しかし、何れも良く躾けられた様子で、道で行き合うだけなら、人にも犬にも吠え付くことなど滅多に無い。各々、衛門府の衛士張りに、自分の持ち場をグルリと検分した後、粛々と家路につく忠犬ばかり。
私自身の嗜好は、断然“猫派”なのだけれど、懐いてくれるのは、むしろ犬の方が顕著で。何度か邂逅する内、とある一匹と懇意になった。彼の方は、私を匂いで覚えてくれたのだろうが、当方は勿論、名を教えて貰う訳にいかず。
ワンと吠える代わりに吐いていた、勇ましげな鼻息に因み「フンちゃん」なる愛称を奉った(夜行中、粗相をする不躾者だったからではない旨、申し添えておく)。

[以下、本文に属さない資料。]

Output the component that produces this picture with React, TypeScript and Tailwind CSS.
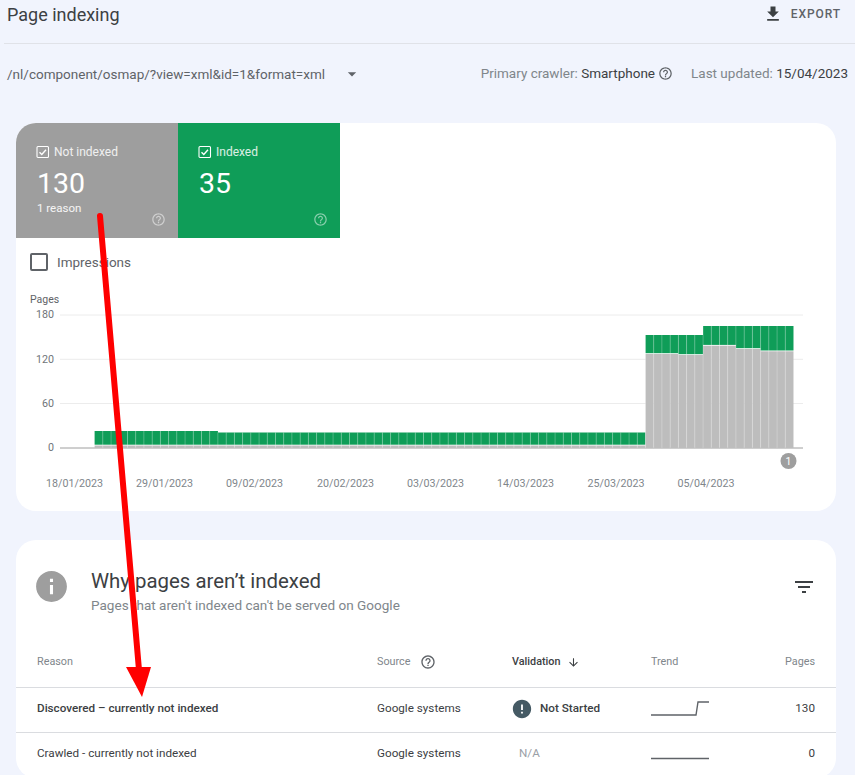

端から見れば、愛犬と深夜の散歩を楽しむ、飼い主と思われただろう。
毎晩ではないものの、数年来。
黒谷に入った辺りから、白川通りを望む辻まで。
フンちゃんは夜廻りの、私は帰宅の途上に同道する機会を重ね、彼は急所である首元さえ、私にモフらせてくれるようになった。さすがに菱沼さんを気取って、無理やり歯列を調べる剛胆さは無かったから、彼の正確な歳は判らない。だが、ゴワゴワした毛並みと、落ち着き払った所作から、老犬と言ってよい齢が伺えた。
老練の衛士が一度だけ、同行の眼前で、激しく吠えたことがある。
ちょうど大暑の候。夜半を過ぎて猶、粘り着くような蒸し暑さに、涼を求めて“くろ谷さん”の境内へ入った。いつもの通り参道を進み、月極駐車場になっている辺りに差し掛かると、傍らを歩いていたフンちゃんが、俄に小走りで先行する。

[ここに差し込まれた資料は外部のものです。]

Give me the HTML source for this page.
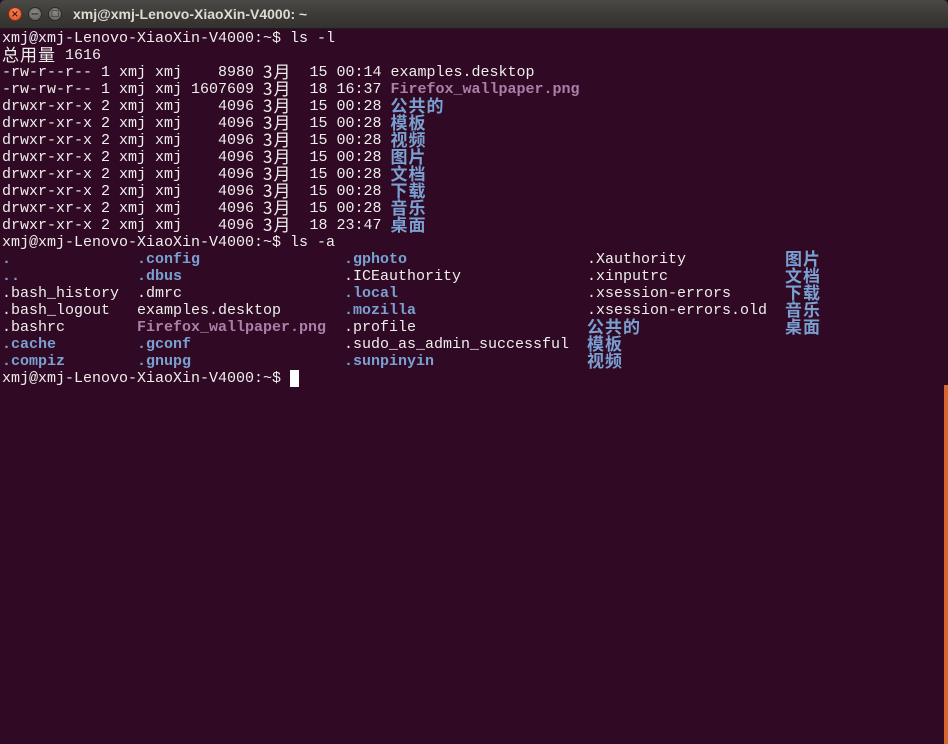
<!DOCTYPE html>
<html><head><meta charset="utf-8"><style>
body{margin:0;width:948px;height:744px;overflow:hidden;background:#300a24;position:relative;font-family:"Liberation Mono","Noto Sans CJK SC",monospace;}
.tb{position:absolute;left:0;top:0;width:948px;height:28px;background:linear-gradient(#4a4945,#3a3935 60%,#33322e);border-bottom:1px solid #1e1d1b;border-radius:5px 5px 0 0}
.btn{position:absolute;top:7px;width:14px;height:14px;border-radius:50%;box-sizing:border-box;font:bold 10px/13px "DejaVu Sans",sans-serif;text-align:center}
.title{position:absolute;left:73px;top:6px;font:bold 14px "Liberation Sans",sans-serif;color:#dfdbd2}
.t{position:absolute;left:2px;top:30px;font-size:15px;line-height:17px;color:#eeeeec}
.l{height:17px;line-height:17px;position:relative;white-space:pre;overflow:visible}
.c{font-family:"Noto Sans CJK SC",sans-serif;letter-spacing:1px;font-size:17px;line-height:17px;display:inline-block;vertical-align:top;height:17px;position:relative;top:-2px}
.a.c{top:-2px}
.b{color:#7aa0d2;font-weight:bold}
.m{color:#ad7fa8;font-weight:bold}
.a{position:absolute;top:0}
.cur{display:inline-block;width:9px;height:17px;background:#fff;vertical-align:top}
.or{position:absolute;left:944px;top:385px;width:4px;height:359px;background:#d9652f}
</style></head><body>
<div class="tb">
<div class="btn" style="left:8px;background:radial-gradient(circle at 50% 35%,#f58a5f,#e0521f);border:1px solid #8a2e10;color:#4a1a08">×</div>
<div class="btn" style="left:28px;background:radial-gradient(circle at 50% 35%,#8a8984,#5f5e5a);border:1px solid #2a2927;color:#2c2b28">−</div>
<div class="btn" style="left:48px;background:radial-gradient(circle at 50% 35%,#8a8984,#5f5e5a);border:1px solid #2a2927;color:#2c2b28;font-size:9px">□</div>
<div class="title">xmj@xmj-Lenovo-XiaoXin-V4000: ~</div>
</div>
<div class="t"><div class="l">xmj@xmj-Lenovo-XiaoXin-V4000:~$ ls -l</div><div class="l"><span class="c">总用量</span> 1616</div><div class="l">-rw-r--r-- 1 xmj xmj    8980 <span class="c">3月</span>  15 00:14 examples.desktop</div><div class="l">-rw-rw-r-- 1 xmj xmj 1607609 <span class="c">3月</span>  18 16:37 <span class="m">Firefox_wallpaper.png</span></div><div class="l">drwxr-xr-x 2 xmj xmj    4096 <span class="c">3月</span>  15 00:28 <span class="b c">公共的</span></div><div class="l">drwxr-xr-x 2 xmj xmj    4096 <span class="c">3月</span>  15 00:28 <span class="b c">模板</span></div><div class="l">drwxr-xr-x 2 xmj xmj    4096 <span class="c">3月</span>  15 00:28 <span class="b c">视频</span></div><div class="l">drwxr-xr-x 2 xmj xmj    4096 <span class="c">3月</span>  15 00:28 <span class="b c">图片</span></div><div class="l">drwxr-xr-x 2 xmj xmj    4096 <span class="c">3月</span>  15 00:28 <span class="b c">文档</span></div><div class="l">drwxr-xr-x 2 xmj xmj    4096 <span class="c">3月</span>  15 00:28 <span class="b c">下载</span></div><div class="l">drwxr-xr-x 2 xmj xmj    4096 <span class="c">3月</span>  15 00:28 <span class="b c">音乐</span></div><div class="l">drwxr-xr-x 2 xmj xmj    4096 <span class="c">3月</span>  18 23:47 <span class="b c">桌面</span></div><div class="l">xmj@xmj-Lenovo-XiaoXin-V4000:~$ ls -a</div><div class="l"><span class="b">.</span><span class="a b" style="left:135px">.config</span><span class="a b" style="left:342px">.gphoto</span><span class="a" style="left:585px">.Xauthority</span><span class="a b c" style="left:783px">图片</span></div><div class="l"><span class="b">..</span><span class="a b" style="left:135px">.dbus</span><span class="a" style="left:342px">.ICEauthority</span><span class="a" style="left:585px">.xinputrc</span><span class="a b c" style="left:783px">文档</span></div><div class="l">.bash_history<span class="a" style="left:135px">.dmrc</span><span class="a b" style="left:342px">.local</span><span class="a" style="left:585px">.xsession-errors</span><span class="a b c" style="left:783px">下载</span></div><div class="l">.bash_logout<span class="a" style="left:135px">examples.desktop</span><span class="a b" style="left:342px">.mozilla</span><span class="a" style="left:585px">.xsession-errors.old</span><span class="a b c" style="left:783px">音乐</span></div><div class="l">.bashrc<span class="a m" style="left:135px">Firefox_wallpaper.png</span><span class="a" style="left:342px">.profile</span><span class="a b c" style="left:585px">公共的</span><span class="a b c" style="left:783px">桌面</span></div><div class="l"><span class="b">.cache</span><span class="a b" style="left:135px">.gconf</span><span class="a" style="left:342px">.sudo_as_admin_successful</span><span class="a b c" style="left:585px">模板</span></div><div class="l"><span class="b">.compiz</span><span class="a b" style="left:135px">.gnupg</span><span class="a b" style="left:342px">.sunpinyin</span><span class="a b c" style="left:585px">视频</span></div><div class="l">xmj@xmj-Lenovo-XiaoXin-V4000:~$ <span class="cur"></span></div></div>
<div class="or"></div>
</body></html>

同朋でも見つけたかと思いきや、嘗て無い恐ろしげな唸り声を上げ、遂には喧しく吠え始めた。少し腰が引けているが、初めて耳にした彼の咆哮は、なかなかに目覚ましい勇猛さ。何事かと街灯の照らす先を遠望するが、何故か相手が見えない。
墓地が近い場所なので、さては怪異や在らんと、ワクテカするも。
近付いてみれば、何のことは無い。アオダイショウが全身をくねらせ、最速モードで道を横断中……と言っても1 mは優に超えており、大抵の皆様は肝を冷やして飛び上がるであろう、大変に立派な個体でしたけど。生物学科出身の理系女子は、感心しつつも、慌てず騒がずお見送り。

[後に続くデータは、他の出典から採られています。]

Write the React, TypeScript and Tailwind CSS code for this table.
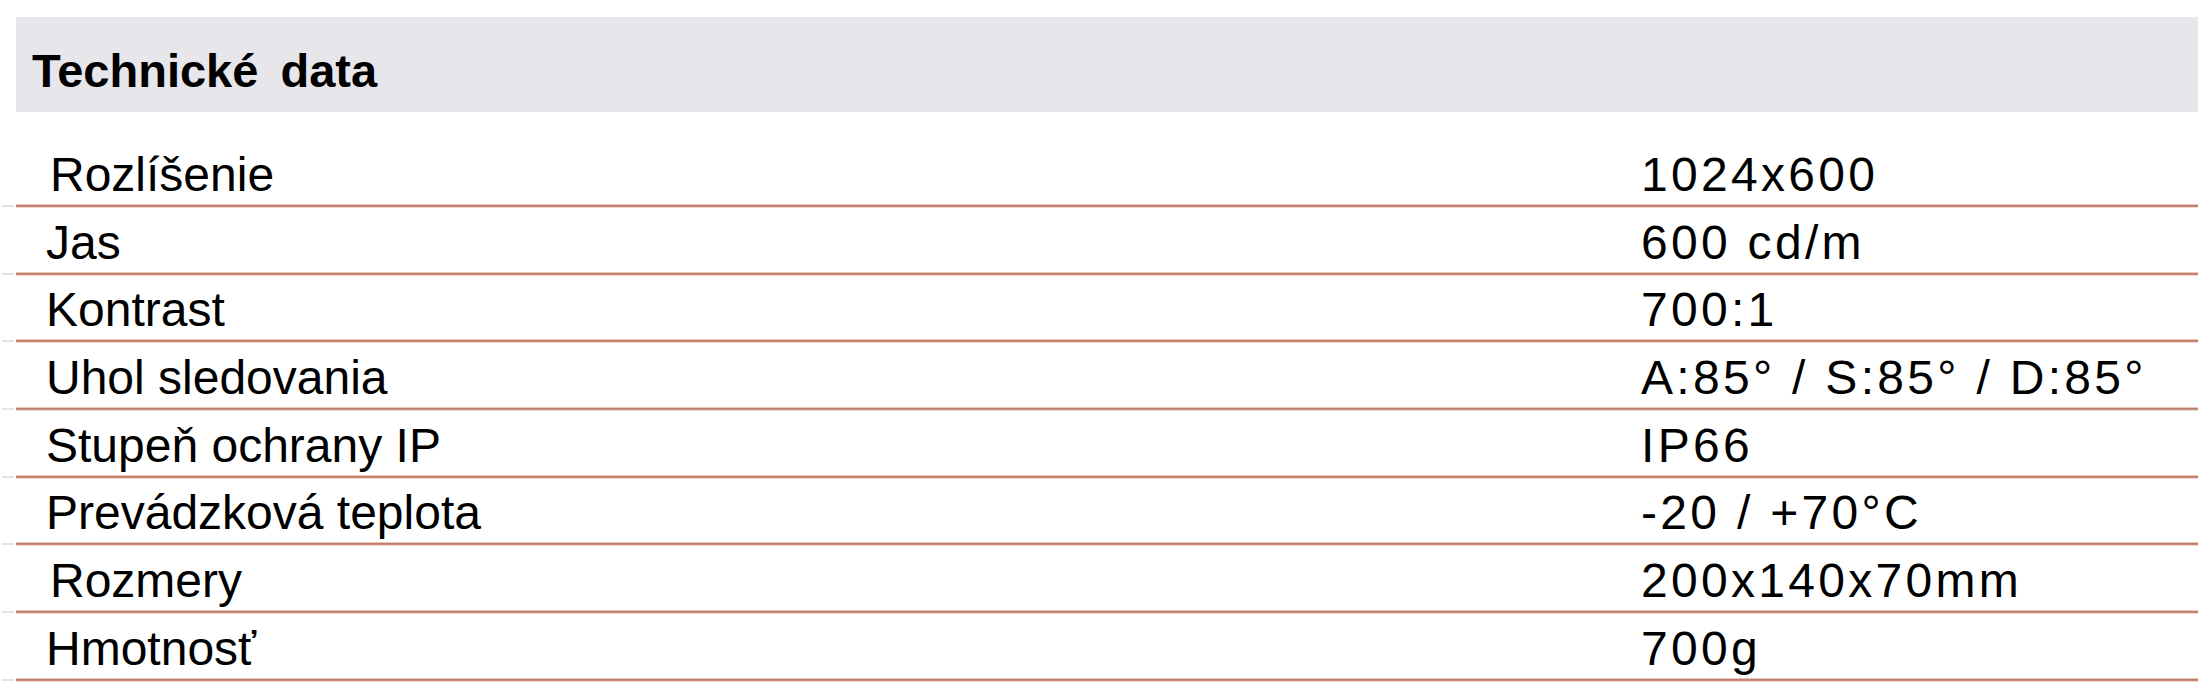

異形の大将殿が、石垣の狭間へスルリと消えた後も、フンちゃんは興奮冷めやらぬ様子。頻りに荒い鼻息を吐き、武者震いをしながら私の周りを歩き回っている。然れど彼が守っているつもりの当人が、全く怖がって居ないので、気の毒になった。
「おおきにありがとう。せやけど今夜は、もうお帰り」
礼を言って、暫し宥めるように背中を撫でてやる。私が再び歩き出すと、彼は同道しようとはしなかった。それでも街灯の下、今ひとつ覚束無げに立ち竦んでいるので、さよなら、と手を振って見せる。
何やら納得した如く、神妙な面持ちで元来た道を戻る姿が、最後の邂逅だった。
***
こうして仔細を思い出すと、やっぱり彼は黒谷の“送り犬”だったのかも……なんて気がして参りました。と言うのも、冒頭で触れました正二位の大御神様、実は大蛇が顕現のひとつ。なので、唐突に現れた異形の大将殿は、私に憑いている怪異を祓いに遣わされた、名付け親殿の眷属?てな妄想も膨らんじゃうのですw
礼を述べて別れを告げると、後を追って来なくなる、
という所も、“送り犬”の伝説に合致してますし……
然りながら、その実、深夜の散歩を当分慎みたくなるほど、怖い思いをしていたのに。滅多に吠えなかった老犬が、愛称を奉った恩返しか、健気にもアオダイショウへ立ち向かってくれた夜は、誠に愛おしい左京の夏の思い出となっております。